BEMA 71: The Prophetic Table
Transcription Status
19 Jan 23 — Initial public release
13 Oct 22 — Transcript approved for release
The Prophetic Table
Brent Billings: This is The BEMA Podcast with Marty Solomon. I’m his co-host, Brent Billings. Today, we look at the multifaceted dialogue and the many voices found within the prophets that represent the battling perspectives found in the world of God’s people as they attempt to respond to the effects of exile.
That’s a good sentence right there.
Marty Solomon: We worked on it. I’m looking forward to this episode. This is kind of the—we’re going to have one more episode to close out—our capstone lesson—but this is one that I added to our schedule because I just really wanted to talk about this. We’ll see how this goes, but this episode comes from an idea that I gleaned out of that book—here comes that recommendation again. This is probably the last time we’ll have to do this. Maybe. Maybe not. Who knows? Session 3, we’ll see. Walter Brueggemann, Out of Babylon.
Brent: I need to get one of those little bellhop bells to just smack that every time you mention Walter Brueggemann.
Marty: [laughs] It really wasn’t—it didn’t have the same presence in my last rounds of BEMA, but the more I’ve learned from that work and continue to wrestle with it in my learning, the more it’s just really shaped the way I’ve seen the prophets and what to do with it. Out of that book, I took this idea that I want to work with today. It’s really meant something to me and I feel like as I begin to teach it better, it’s starting to teach my students better and better. In order to do that, I want to ask you to employ an image, a metaphor. Close your eyes, if you will. You don’t have to do that. You’re listening to a podcast, and especially if you’re driving.
Imagine a table, a dining room table, maybe not modern. Imagine an ancient table, and there’s a meal set, not a huge elaborate feast. There’s a small, nice meal set at this table, many different places. This table is set during the Babylonian time period. It’s during the Babylonian conquest, the Babylonian exile. We looked at a lot of these voices. We got voices like Jeremiah or Isaiah or Zephaniah. We might even include people like Ezekiel and Habakkuk or even Job would be—that period of history that we looked at in Session 2—but there’s a table here and it’s a Babylonian table set during the Babylonian period.

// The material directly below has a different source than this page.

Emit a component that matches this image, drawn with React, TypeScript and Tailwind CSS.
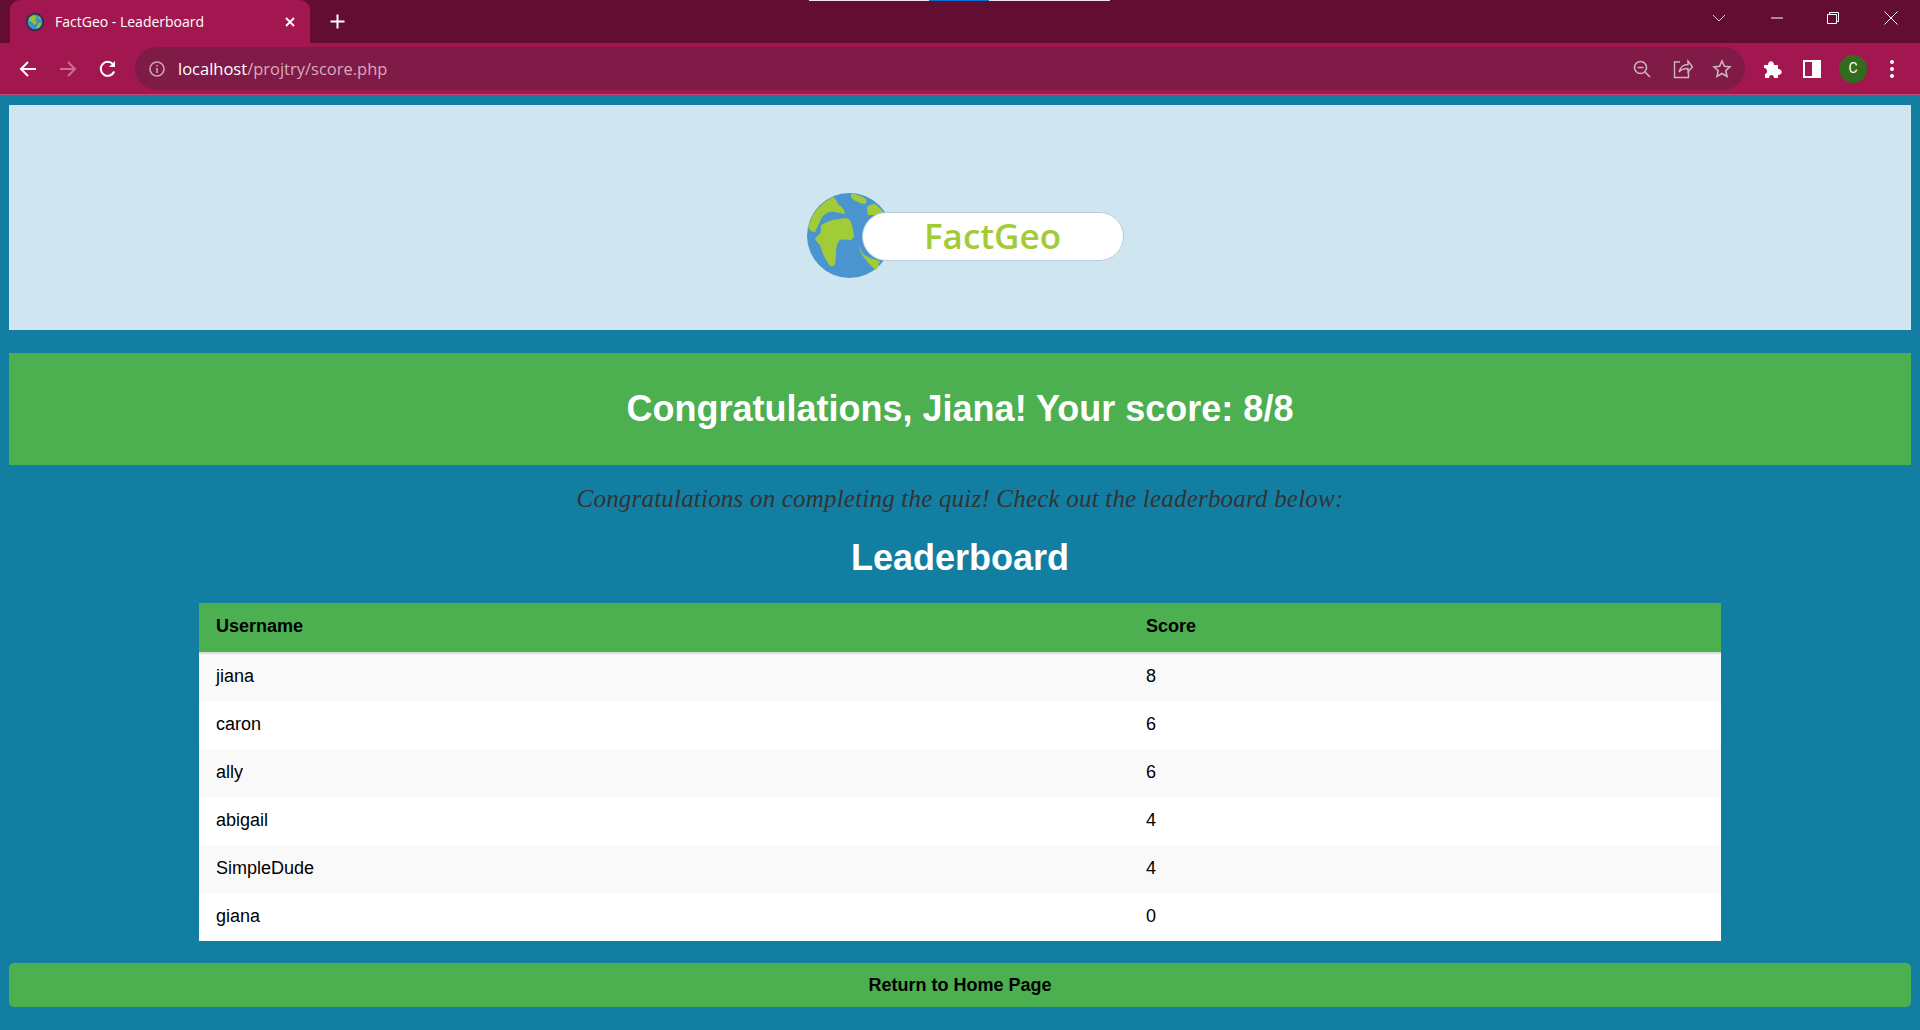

Into the room walk those names that I just mentioned. Into the room walks Isaiah, and he takes his seat at the table. Maybe across from him comes Jeremiah and Zephaniah and they take their seats. Next to them comes Ezekiel and he sits down, and across from Ezekiel comes Habakkuk and Job. All these characters that we’ve looked at, they come and they sit around the table and they bless the Lord. They utter their meal blessing: Baruch attah Adonai elohenu malach ha’olam ha-motzi lechem min ha-aretz. They all begin to eat. The question gets posed—I don’t know who brings it up. Who do you think brings it up, Brent?
Brent: Probably Isaiah.
Marty: Probably Isaiah. Good choice. He brings up the question. “What do we do about Babylon? What do we do about this whole Babylonian mess? What do we do about the exile? What do we do about this time period? What are God’s people in light of Babylon and what Babylon has done to us and where we find ourselves? What are we supposed to do?”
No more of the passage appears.